[Records with interface code]

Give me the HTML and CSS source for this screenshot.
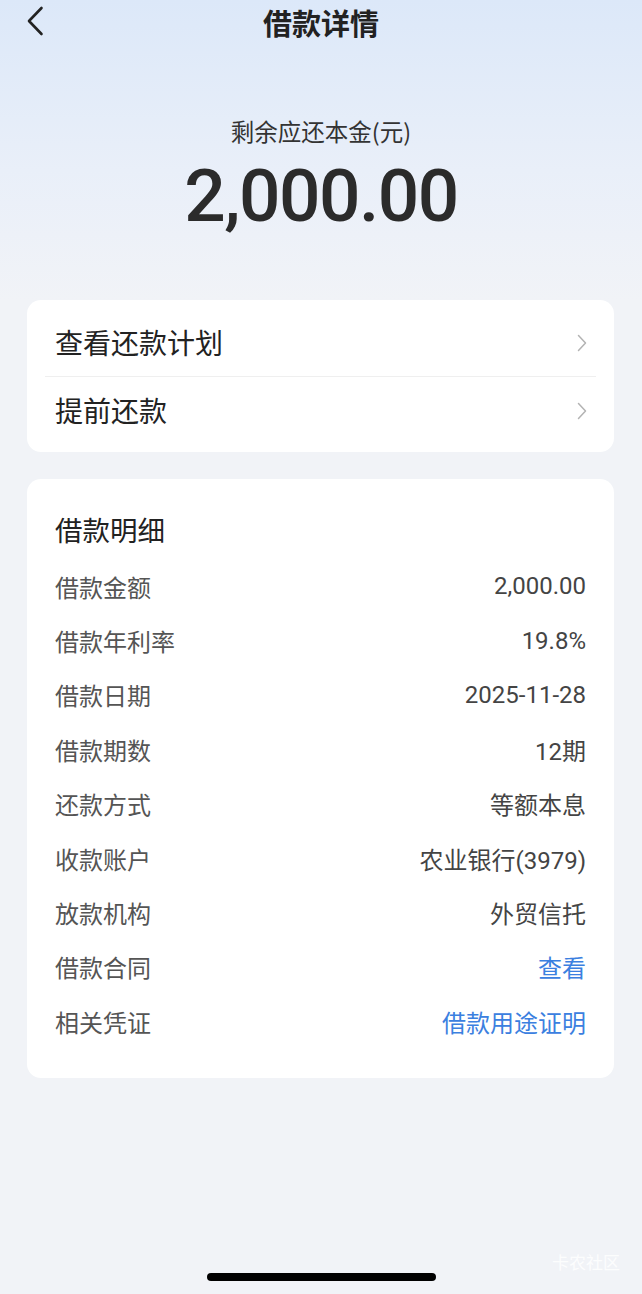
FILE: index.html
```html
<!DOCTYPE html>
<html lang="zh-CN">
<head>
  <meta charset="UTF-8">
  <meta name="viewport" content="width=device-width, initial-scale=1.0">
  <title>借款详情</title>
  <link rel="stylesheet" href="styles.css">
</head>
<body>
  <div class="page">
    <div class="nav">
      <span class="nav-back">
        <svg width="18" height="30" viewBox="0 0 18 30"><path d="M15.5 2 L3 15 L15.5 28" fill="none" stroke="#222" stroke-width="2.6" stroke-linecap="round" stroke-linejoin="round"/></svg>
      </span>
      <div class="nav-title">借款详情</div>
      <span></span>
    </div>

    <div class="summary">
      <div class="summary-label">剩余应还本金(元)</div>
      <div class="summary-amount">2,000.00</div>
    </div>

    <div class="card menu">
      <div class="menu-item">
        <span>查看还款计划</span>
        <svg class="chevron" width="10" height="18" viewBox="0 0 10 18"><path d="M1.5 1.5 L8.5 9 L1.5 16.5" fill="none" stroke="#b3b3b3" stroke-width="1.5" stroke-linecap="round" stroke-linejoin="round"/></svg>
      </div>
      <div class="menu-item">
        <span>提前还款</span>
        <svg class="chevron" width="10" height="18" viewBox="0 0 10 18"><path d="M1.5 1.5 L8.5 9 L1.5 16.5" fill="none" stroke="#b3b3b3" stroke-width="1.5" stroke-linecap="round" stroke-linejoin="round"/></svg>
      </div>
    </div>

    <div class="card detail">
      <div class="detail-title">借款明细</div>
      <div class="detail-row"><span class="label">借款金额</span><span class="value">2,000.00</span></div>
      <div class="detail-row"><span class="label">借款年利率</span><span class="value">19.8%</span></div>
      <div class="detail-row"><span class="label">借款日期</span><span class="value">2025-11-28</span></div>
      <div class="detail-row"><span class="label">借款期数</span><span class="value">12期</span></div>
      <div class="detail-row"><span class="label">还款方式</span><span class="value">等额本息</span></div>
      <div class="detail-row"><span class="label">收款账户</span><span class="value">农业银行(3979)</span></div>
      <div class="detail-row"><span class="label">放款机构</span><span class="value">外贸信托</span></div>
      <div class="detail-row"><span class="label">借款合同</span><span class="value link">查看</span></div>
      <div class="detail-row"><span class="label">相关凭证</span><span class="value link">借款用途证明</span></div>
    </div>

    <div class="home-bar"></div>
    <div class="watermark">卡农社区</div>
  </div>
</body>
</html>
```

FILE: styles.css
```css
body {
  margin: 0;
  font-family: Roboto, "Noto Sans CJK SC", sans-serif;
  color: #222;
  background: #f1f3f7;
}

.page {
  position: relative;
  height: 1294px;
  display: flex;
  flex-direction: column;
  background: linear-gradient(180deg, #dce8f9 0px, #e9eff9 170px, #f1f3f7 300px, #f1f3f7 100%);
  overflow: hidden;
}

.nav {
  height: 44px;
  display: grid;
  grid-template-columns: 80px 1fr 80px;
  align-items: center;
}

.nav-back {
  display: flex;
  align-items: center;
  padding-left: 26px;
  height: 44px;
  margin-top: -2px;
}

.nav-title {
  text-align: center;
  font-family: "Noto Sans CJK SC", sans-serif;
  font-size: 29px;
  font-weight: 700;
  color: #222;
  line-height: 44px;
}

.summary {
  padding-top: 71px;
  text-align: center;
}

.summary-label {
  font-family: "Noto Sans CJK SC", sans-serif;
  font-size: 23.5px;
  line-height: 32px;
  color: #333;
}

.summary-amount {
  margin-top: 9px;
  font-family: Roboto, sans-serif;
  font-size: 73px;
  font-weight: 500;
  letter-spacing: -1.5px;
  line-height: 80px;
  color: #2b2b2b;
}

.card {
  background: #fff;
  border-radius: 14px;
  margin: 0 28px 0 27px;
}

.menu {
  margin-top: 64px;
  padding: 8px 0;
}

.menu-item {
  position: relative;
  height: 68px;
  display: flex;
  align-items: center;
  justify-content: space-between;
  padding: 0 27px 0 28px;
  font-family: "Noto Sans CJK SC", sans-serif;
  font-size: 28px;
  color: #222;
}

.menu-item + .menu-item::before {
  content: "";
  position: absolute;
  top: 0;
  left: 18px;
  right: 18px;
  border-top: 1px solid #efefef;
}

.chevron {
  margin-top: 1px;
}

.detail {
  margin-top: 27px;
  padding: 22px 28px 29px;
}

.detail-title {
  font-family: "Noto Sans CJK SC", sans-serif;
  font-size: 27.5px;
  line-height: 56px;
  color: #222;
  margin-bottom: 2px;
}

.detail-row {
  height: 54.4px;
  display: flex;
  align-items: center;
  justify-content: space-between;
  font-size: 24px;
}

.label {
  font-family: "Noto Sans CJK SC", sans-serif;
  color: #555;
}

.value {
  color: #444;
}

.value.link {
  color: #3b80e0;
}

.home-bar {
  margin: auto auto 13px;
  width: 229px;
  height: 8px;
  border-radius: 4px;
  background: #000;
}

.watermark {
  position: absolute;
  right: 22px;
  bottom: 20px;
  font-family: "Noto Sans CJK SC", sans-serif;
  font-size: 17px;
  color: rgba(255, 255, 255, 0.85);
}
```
--
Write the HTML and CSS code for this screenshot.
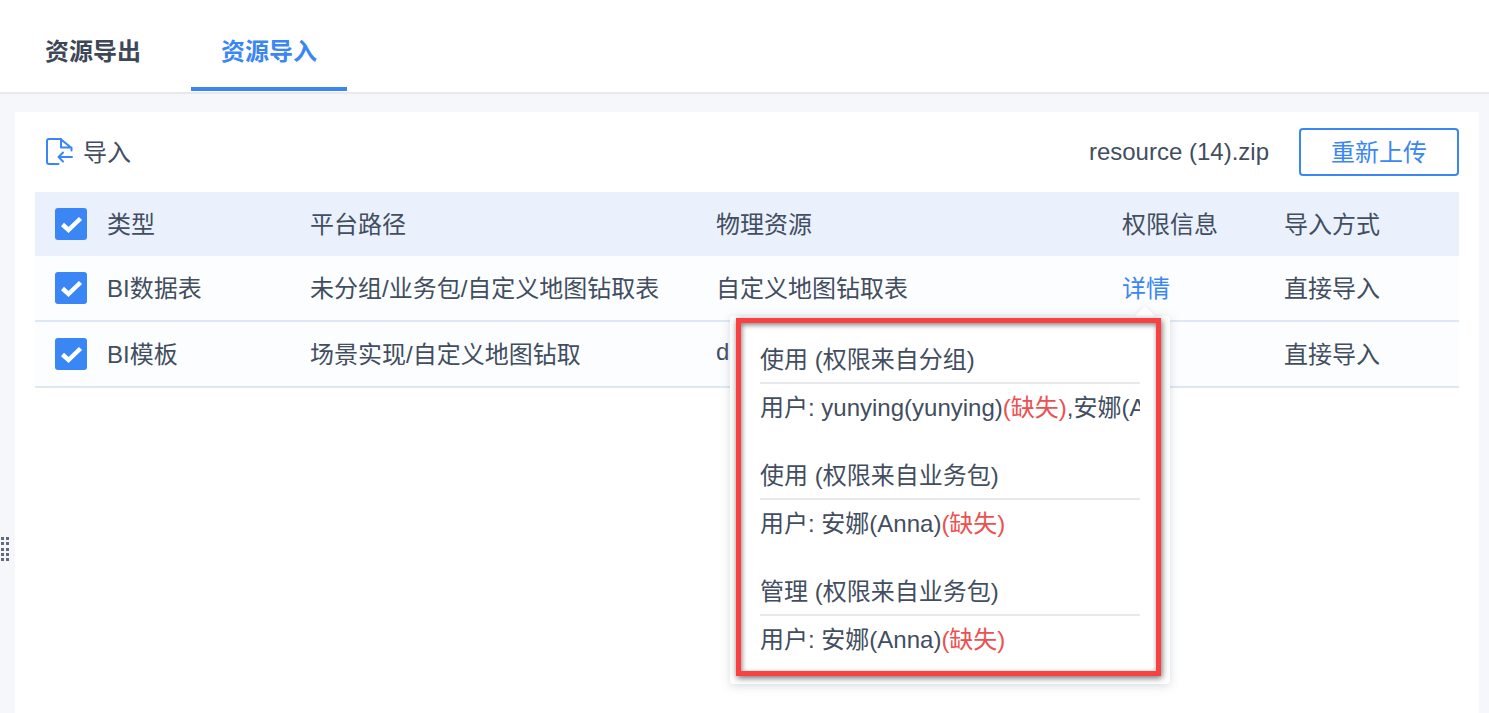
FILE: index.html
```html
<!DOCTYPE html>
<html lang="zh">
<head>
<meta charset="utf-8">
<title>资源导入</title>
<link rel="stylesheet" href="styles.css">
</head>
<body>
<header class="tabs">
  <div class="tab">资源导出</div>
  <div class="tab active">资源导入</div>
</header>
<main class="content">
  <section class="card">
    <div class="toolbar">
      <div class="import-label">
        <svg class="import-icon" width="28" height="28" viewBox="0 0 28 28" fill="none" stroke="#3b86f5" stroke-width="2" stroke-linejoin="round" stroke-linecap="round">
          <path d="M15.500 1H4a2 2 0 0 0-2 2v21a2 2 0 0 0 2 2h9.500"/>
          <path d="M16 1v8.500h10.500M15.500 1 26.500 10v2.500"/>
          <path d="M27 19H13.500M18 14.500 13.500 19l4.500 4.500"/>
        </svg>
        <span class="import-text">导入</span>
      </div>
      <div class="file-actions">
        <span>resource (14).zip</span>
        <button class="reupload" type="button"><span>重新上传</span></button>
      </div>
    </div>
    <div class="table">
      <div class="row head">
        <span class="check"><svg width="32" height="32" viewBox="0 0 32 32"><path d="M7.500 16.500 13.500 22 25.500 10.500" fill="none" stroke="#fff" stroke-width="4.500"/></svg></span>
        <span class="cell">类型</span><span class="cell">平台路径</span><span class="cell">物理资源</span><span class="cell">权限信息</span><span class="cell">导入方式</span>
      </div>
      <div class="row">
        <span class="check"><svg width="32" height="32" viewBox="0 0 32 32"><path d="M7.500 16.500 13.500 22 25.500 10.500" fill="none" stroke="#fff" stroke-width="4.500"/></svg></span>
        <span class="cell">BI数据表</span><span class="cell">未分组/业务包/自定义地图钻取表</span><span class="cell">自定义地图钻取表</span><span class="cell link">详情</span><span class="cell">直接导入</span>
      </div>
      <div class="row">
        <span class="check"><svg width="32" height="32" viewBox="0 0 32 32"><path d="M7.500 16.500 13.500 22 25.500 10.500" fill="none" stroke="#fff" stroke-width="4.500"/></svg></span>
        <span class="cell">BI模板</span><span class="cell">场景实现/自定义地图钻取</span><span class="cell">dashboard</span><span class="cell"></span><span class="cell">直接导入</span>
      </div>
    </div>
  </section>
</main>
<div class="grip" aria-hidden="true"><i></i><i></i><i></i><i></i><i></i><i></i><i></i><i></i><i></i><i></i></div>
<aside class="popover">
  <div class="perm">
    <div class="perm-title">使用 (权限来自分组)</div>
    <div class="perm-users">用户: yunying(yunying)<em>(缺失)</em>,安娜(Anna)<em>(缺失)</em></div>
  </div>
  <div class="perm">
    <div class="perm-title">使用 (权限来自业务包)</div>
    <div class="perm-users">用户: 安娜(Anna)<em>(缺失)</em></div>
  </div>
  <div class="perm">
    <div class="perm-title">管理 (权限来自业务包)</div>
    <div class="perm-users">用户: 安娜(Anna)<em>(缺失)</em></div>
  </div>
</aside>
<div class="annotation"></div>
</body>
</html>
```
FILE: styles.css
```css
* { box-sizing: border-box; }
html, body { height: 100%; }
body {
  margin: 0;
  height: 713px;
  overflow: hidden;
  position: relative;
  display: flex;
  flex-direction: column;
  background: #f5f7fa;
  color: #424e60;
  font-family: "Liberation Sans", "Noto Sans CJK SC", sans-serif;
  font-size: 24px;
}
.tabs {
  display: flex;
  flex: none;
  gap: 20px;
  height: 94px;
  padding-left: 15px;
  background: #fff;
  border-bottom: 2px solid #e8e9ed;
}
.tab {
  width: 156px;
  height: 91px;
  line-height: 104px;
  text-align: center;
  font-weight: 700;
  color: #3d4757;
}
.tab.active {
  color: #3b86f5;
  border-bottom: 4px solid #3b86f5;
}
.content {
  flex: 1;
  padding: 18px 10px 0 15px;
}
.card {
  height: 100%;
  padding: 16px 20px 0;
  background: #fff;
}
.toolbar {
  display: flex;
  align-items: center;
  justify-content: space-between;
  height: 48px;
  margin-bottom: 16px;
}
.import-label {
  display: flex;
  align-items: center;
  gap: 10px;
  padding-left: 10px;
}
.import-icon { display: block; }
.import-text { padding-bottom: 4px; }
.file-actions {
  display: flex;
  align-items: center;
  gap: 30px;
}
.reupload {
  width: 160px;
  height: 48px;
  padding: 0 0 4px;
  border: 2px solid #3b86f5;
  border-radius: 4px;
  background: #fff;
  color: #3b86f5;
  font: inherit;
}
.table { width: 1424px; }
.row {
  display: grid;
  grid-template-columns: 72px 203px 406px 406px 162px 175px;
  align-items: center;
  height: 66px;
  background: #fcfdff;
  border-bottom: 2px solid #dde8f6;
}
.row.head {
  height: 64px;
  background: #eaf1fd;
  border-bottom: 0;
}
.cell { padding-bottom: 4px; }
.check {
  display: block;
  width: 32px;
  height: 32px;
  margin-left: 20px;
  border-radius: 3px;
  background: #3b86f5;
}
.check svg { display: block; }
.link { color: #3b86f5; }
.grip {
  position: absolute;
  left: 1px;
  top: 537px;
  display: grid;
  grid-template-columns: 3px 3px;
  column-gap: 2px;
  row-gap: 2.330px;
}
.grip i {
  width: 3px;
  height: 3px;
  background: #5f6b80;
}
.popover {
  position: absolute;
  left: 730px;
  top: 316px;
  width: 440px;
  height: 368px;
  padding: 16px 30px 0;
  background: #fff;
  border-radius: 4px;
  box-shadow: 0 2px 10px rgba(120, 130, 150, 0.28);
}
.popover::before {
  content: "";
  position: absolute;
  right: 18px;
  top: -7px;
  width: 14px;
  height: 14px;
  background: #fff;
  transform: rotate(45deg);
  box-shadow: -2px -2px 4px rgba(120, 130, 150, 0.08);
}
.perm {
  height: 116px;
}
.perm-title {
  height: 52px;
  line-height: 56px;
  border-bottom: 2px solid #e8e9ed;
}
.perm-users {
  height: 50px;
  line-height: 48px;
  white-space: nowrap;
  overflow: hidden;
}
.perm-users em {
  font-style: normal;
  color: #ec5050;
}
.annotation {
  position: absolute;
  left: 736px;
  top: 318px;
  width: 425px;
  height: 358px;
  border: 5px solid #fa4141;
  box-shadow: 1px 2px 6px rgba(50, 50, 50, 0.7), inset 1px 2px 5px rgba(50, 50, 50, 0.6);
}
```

TASK INSTRUCTIONS =
Give nothing but the count of lines in the listing above that hold the string "screenshot".

SOLVED PROBLEM =
2